News of the bank’s collapse spurred runs on deposits at other banks around the country. In all, a series of crises among commercial banks turned the recession at that time into the Great Depression.

Bailey Building and Loan

In the 1946 fictional movie “It’s a Wonderful Life,” actor James Stewart plays the role of George Bailey, who forgoes his dream of traveling the world to take control of the family bank, Bailey Building and Loan, when his father dies suddenly. When a run takes place on the bank, George and his wife, Mary, use their personal savings to keep the bank solvent.

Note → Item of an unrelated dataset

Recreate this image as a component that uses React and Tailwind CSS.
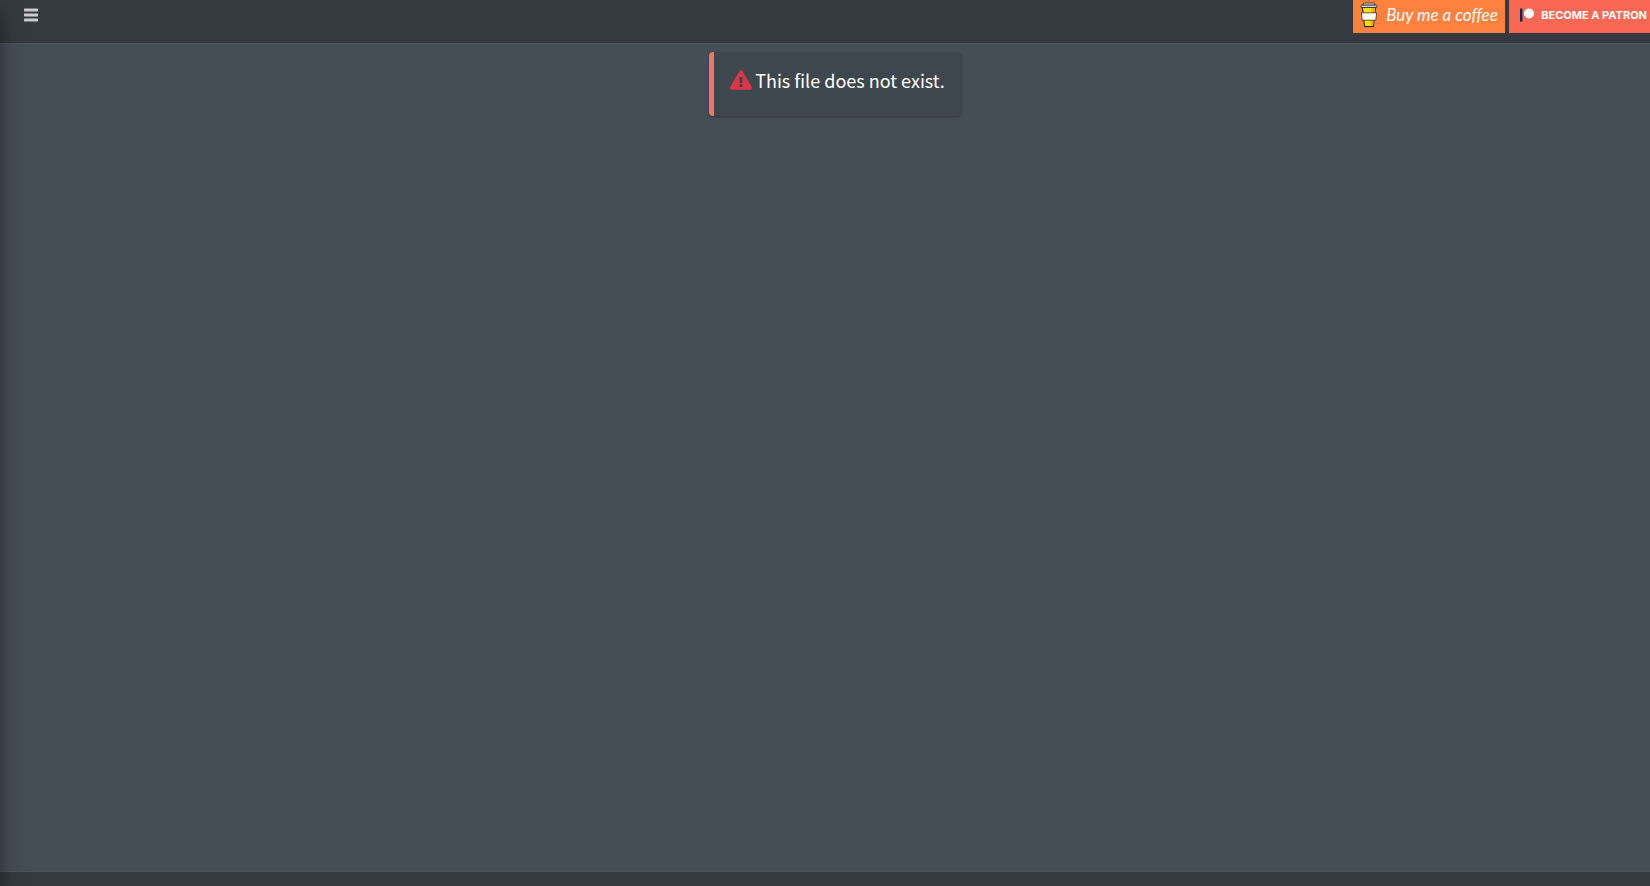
import React, { useState } from 'react';
import { FaExclamationTriangle } from 'react-icons/fa';

const MenuBars = () => (
  <svg viewBox="0 0 14 16" className="h-4 w-3.5" fill="currentColor" aria-hidden="true">
    <rect x="0" y="1.5" width="14" height="3" rx="0.4" />
    <rect x="0" y="6.5" width="14" height="3" rx="0.4" />
    <rect x="0" y="11.5" width="14" height="3" rx="0.4" />
  </svg>
);

const CoffeeCup = () => (
  <svg viewBox="0 0 18 26" className="h-[26px] w-[18px] shrink-0" aria-hidden="true">
    <path d="M2.4 5.4 L4.6 24.6 H13.4 L15.6 5.4 Z" fill="#ffdd00" stroke="#1a1a1a" strokeWidth="1" strokeLinejoin="round" />
    <path d="M11.6 6 L10.6 24 H12.8 L15 6 Z" fill="#e8b900" />
    <path d="M3.6 1 H14.4 L15.2 3.2 H2.8 Z" fill="#d5d7d8" stroke="#1a1a1a" strokeWidth="0.7" strokeLinejoin="round" />
    <path d="M1.2 3.2 H16.8 V5.4 H1.2 Z" fill="#e4e6e7" stroke="#1a1a1a" strokeWidth="0.7" strokeLinejoin="round" />
    <path d="M1.4 10.8 H16.6 L15.8 18.2 H2.2 Z" fill="#ffffff" stroke="#1a1a1a" strokeWidth="0.7" strokeLinejoin="round" />
  </svg>
);

const PatreonMark = () => (
  <svg viewBox="0 0 14 14" className="h-3.5 w-3.5 shrink-0" aria-hidden="true">
    <rect x="0" y="0.5" width="2.4" height="13" fill="#052d49" />
    <circle cx="9" cy="5.5" r="5" fill="#ffffff" />
  </svg>
);

const Navbar = ({ onToggle }) => (
  <header className="flex h-11 items-start justify-between border-b border-[#4b545c] bg-[#343a40]">
    <button
      type="button"
      onClick={onToggle}
      aria-label="Toggle menu"
      className="px-6 pt-[7px] text-base text-[#c8cacc]"
    >
      <MenuBars />
    </button>

    <div className="flex gap-1">
      <a href="#coffee" className="flex h-[33px] w-[152px] items-center gap-2 bg-[#ff813f] pb-1 pl-[7px] text-white">
        <CoffeeCup />
        <span className="whitespace-nowrap font-['Lato',cursive] text-[17px] italic leading-5">Buy me a coffee</span>
      </a>
      <a href="#patron" className="flex h-[33px] items-center gap-[7px] bg-[#f96854] pb-1 pl-[11px] pr-[3px] text-white">
        <PatreonMark />
        <span className="whitespace-nowrap font-['Inter',sans-serif] text-[11px] font-bold leading-4">BECOME A PATRON</span>
      </a>
    </div>
  </header>
);

const App = () => {
  const [open, setOpen] = useState(false);

  return (
    <div className="relative flex min-h-screen flex-col overflow-hidden bg-[#454d55] font-['Noto_Sans_CJK_SC',sans-serif]">
      <Navbar onToggle={() => setOpen(!open)} />

      <main className="flex flex-1 items-start justify-center pl-5 pt-2">
        <div role="alert" className="rounded border-l-[5px] border-[#ed7669] bg-[#3f474e] p-4 shadow-[0_1px_3px_rgba(0,0,0,0.12),0_1px_2px_rgba(0,0,0,0.24)]">
          <h5 className="mb-2 flex items-center gap-[3px] text-lg leading-6 text-white">
            <FaExclamationTriangle className="h-5 w-[22px] text-[#dc3545]" />
            This file does not exist.
          </h5>
        </div>
      </main>

      <footer className="h-[15px] border-t border-[#4b545c] bg-[#343a40]" />

      {/* Sidebar slides in over the page, its shadow stays visible when closed */}
      <aside
        className={`absolute inset-y-0 w-[250px] bg-[#343a40] shadow-[0_14px_28px_rgba(0,0,0,0.25),0_10px_10px_rgba(0,0,0,0.22)] transition-all ${
          open ? 'left-0' : '-left-[250px] pointer-events-none'
        }`}
      />
    </div>
  );
};

export default App;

Ways to keep your money safe in the bank

If you’re wondering whether your money is safer under your mattress than in a bank, consider the significant drawbacks of keeping your funds at your home. For instance, you could lose all the money in the event of a fire or theft — in which case there’s no guarantee you’ll be able to recover the funds, unlike money that’s kept in an FDIC-insured bank. What’s more, money in a high-yield savings account earns interest, while cash kept in your home earns none.

Even if your bank were to experience a run on deposits, your money would remain safe as long as the bank is FDIC insured and your money is within the FDIC’s limits and guidelines.

Similarly, credit unions have their own federal deposit insurance through the National Credit Union Share Insurance Fund (NCUSIF), which is administered by the National Credit Union Administration (NCUA). Like FDIC insurance, this insurance carries a $250,000 cap for each account and owner.

If you’re a big saver and are concerned about having more money than is within federal insurance limits and guidelines, you might consider keeping a portion of your funds in a separate FDIC-insured bank.